Work instructions: Write out, word for word, every line from the first one through the line that holds "const ONLINE_BADGES = [238, 655];", and nothing else; skip the pictures.

Data block:
BEGIN
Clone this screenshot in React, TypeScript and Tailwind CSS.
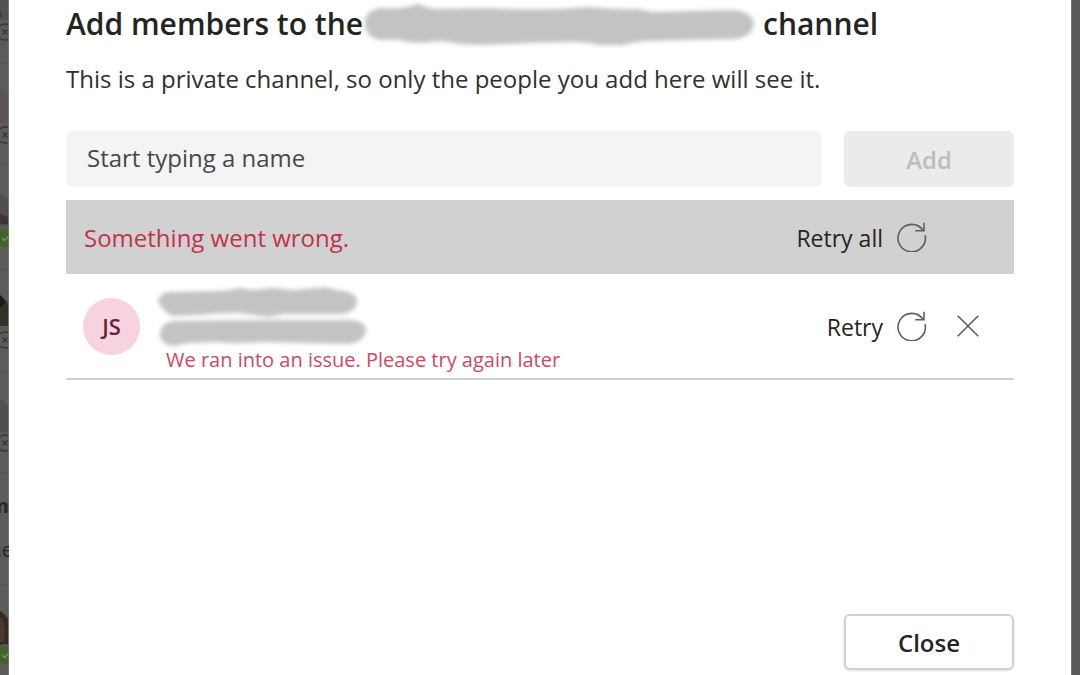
import { useState } from "react";

const CLOSED_BADGES = [32, 135, 340, 443];
const ONLINE_BADGES = [238, 655];

/** Dimmed edge of the members list that stays visible behind the dialog */
function BackdropEdge() {
  return (
    <div
      aria-hidden="true"
      className="relative w-[9px] shrink-0 overflow-hidden bg-[#5c5b59] font-['Open_Sans',sans-serif]"
    >
      <svg className="absolute top-0 left-0" width="9" height="675" viewBox="0 0 9 675">
        {/* avatars */}
        <path d="M0 0h9v20H0z" fill="#4d5356" />
        <path d="M0 11q3 4 0 8z" fill="#3e3935" />
        <path d="M0 90q5 2 9 8v25H0z" fill="#5e5256" />
        <path d="M0 193q6 3 9 9v24H0z" fill="#514f4f" />
        <path d="M0 214l9 3v7H0z" fill="#41362f" />
        <path d="M0 295q6 4 9 11v20H0z" fill="#343128" />
        <path d="M0 295l6 7-6 6z" fill="#1c1a19" />
        <path d="M0 399q6 3 9 9v24H0z" fill="#505051" />
        <path d="M0 611q6 3 9 10v24H0z" fill="#3a2a24" />
        <path d="M0 617q6 4 4 25H0z" fill="#4b3934" />
        {/* row separators */}
        <path
          d="M0 63.500h9M0 164.500h9M0 269.500h9M0 371.500h9M0 473.500h9M0 585.500h9"
          stroke="#555452"
        />
        {CLOSED_BADGES.map((y) => (
          <g key={y} fill="none" stroke="#353433">
            <circle cx="5" cy={y} r="10" fill="#5c5b59" stroke="none" />
            <circle cx="5" cy={y} r="8" strokeWidth="1.300" />
            <path d={`M2.500 ${y - 2.5}l5 5m0-5l-5 5`} strokeWidth="1.300" />
          </g>
        ))}
        {ONLINE_BADGES.map((y) => (
          <g key={y}>
            <circle cx="5" cy={y} r="11" fill="#5c5b59" />
            <circle cx="5" cy={y} r="9" fill="#40642a" />
            <path d={`M2 ${y}l2.500 2.500l5-5`} fill="none" stroke="#77906a" strokeWidth="1.500" />
          </g>
        ))}
        <path d="M8.500 0v675" stroke="#747372" />
      </svg>
      <div className="relative flex w-[9px] flex-col items-end pt-[492px] text-[20px] leading-7 text-[#262524]">
        <span className="font-bold">m</span>
        <span className="-mr-1 mt-4">ne</span>
      </div>
    </div>
  );
}

function RetryIcon() {
  return (
    <svg
      width="30"
      height="30"
      viewBox="0 0 30 30"
      fill="none"
      stroke="#5f5e5d"
      strokeWidth="1.600"
      aria-hidden="true"
    >
      <path d="M28.100 13.200A13.700 13.700 0 1 1 26 8.300" />
      <path d="M27 0.800V8.800H18.300" />
    </svg>
  );
}

function CloseIcon() {
  return (
    <svg width="22" height="22" viewBox="0 0 22 22" stroke="#5f5e5d" strokeWidth="1.600" aria-hidden="true">
      <path d="M0.700 0.700l20.600 20.600M21.300 0.700L0.700 21.300" />
    </svg>
  );
}

/** Brushed-out channel name */
function HiddenChannel() {
  return (
    <svg
      className="shrink-0 overflow-visible"
      width="392"
      height="44"
      viewBox="0 0 392 44"
      role="img"
      aria-label="Hidden channel name"
    >
      <path
        d="M2 21C2 12 8 6 22 6Q35 7 43 5L55 2Q60 5 74 7L125 6Q160 8 196 7L225 5Q265 8 275 7L290 10L365 8Q389 8 391 21Q390 35 372 37L285 39Q270 40 260 43L235 43Q230 41 210 40L165 41L120 43L95 42Q80 37 60 41L45 40Q35 37 22 38Q2 38 2 21Z"
        fill="#c3c3c3"
        style={{ filter: "blur(2.2px)" }}
      />
    </svg>
  );
}

/** Brushed-out name and address of the person */
function HiddenPerson() {
  return (
    <svg
      className="overflow-visible"
      width="216"
      height="64"
      viewBox="0 0 216 64"
      role="img"
      aria-label="Hidden member"
    >
      <g fill="#c3c3c3" style={{ filter: "blur(2.2px)" }}>
        <path d="M4 18Q5 8 17 8L65 7Q78 6 85 4L100 6L118 4L140 6L172 3L182 6Q203 7 203 18Q201 29 187 30L130 30L115 33L100 31L85 29Q60 29 46 31L20 32Q12 31 4 18Z" />
        <path d="M6 49Q8 38 20 37L115 36L195 36Q212 37 212 46Q210 59 193 60L110 58Q75 60 65 58L34 59L20 62Q6 61 6 49Z" />
      </g>
    </svg>
  );
}

export default function App() {
  const [name, setName] = useState("");

  return (
    <div className="flex min-h-screen bg-[#5a5958] font-['Open_Sans',sans-serif] text-[#242424]">
      <BackdropEdge />

      <main
        role="dialog"
        aria-labelledby="dialog-title"
        className="flex min-w-0 flex-1 flex-col bg-white px-[57px] pb-[5px]"
      >
        <h1
          id="dialog-title"
          className="flex h-12 items-center text-[30px] leading-[48px] font-semibold whitespace-nowrap"
        >
          Add members to the
          <HiddenChannel />
          <span className="ml-2">channel</span>
        </h1>
        <p className="mt-[13px] text-[24px] leading-9 whitespace-nowrap text-[#303030]">
          This is a private channel, so only the people you add here will see it.
        </p>

        <form className="mt-[34px] flex gap-[22px]" onSubmit={(e) => e.preventDefault()}>
          <input
            type="text"
            aria-label="Member name"
            placeholder="Start typing a name"
            value={name}
            onChange={(e) => setName(e.target.value)}
            className="h-14 min-w-0 flex-1 rounded-md bg-[#f4f4f4] px-[21px] pb-[3px] text-[24px] placeholder:text-[#484848]"
          />
          <button
            type="submit"
            disabled
            className="h-14 w-[170px] rounded-md bg-[#ebebeb] pt-[2px] text-[24px] font-semibold text-[#bdbdbd]"
          >
            Add
          </button>
        </form>

        <div className="mt-[13px] flex h-[74px] items-center justify-between bg-[#d1d1d1] pr-[87px] pl-[18px] text-[24px]">
          <p className="pt-[2px] text-[#c4314b]">Something went wrong.</p>
          <button type="button" className="flex items-center gap-[14px] text-[23px]">
            <span className="pt-[2px]">Retry all</span>
            <RetryIcon />
          </button>
        </div>

        <ul>
          <li className="flex h-[106px] items-center border-b-2 border-[#d1d1d1] pr-[35px] pl-[17px]">
            <div className="flex size-[57px] items-center justify-center rounded-full bg-[#f6d3df] text-[22px] font-semibold text-[#6b1f3e]">
              JS
            </div>
            <div className="ml-[14px] pt-1">
              <HiddenPerson />
              <p className="ml-3 text-[20px] leading-6 whitespace-nowrap text-[#cc4a62]">
                We ran into an issue. Please try again later
              </p>
            </div>
            <div className="ml-auto flex items-center gap-[30px]">
              <button type="button" className="flex items-center gap-[14px] text-[23px]">
                <span className="pt-[2px]">Retry</span>
                <RetryIcon />
              </button>
              <button type="button" aria-label="Remove">
                <CloseIcon />
              </button>
            </div>
          </li>
        </ul>

        <div className="mt-auto flex justify-end">
          <button
            type="button"
            className="h-14 w-[170px] rounded-md border-2 border-[#d1d1d1] bg-white pt-[2px] text-[24px] font-semibold shadow-sm"
          >
            Close
          </button>
        </div>
      </main>

      <div aria-hidden="true" className="w-[9px] shrink-0 border-l border-[#747372] bg-[#5a5958]" />
    </div>
  );
}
END
Right answer:
Clone this screenshot in React, TypeScript and Tailwind CSS.
import { useState } from "react";

const CLOSED_BADGES = [32, 135, 340, 443];
const ONLINE_BADGES = [238, 655];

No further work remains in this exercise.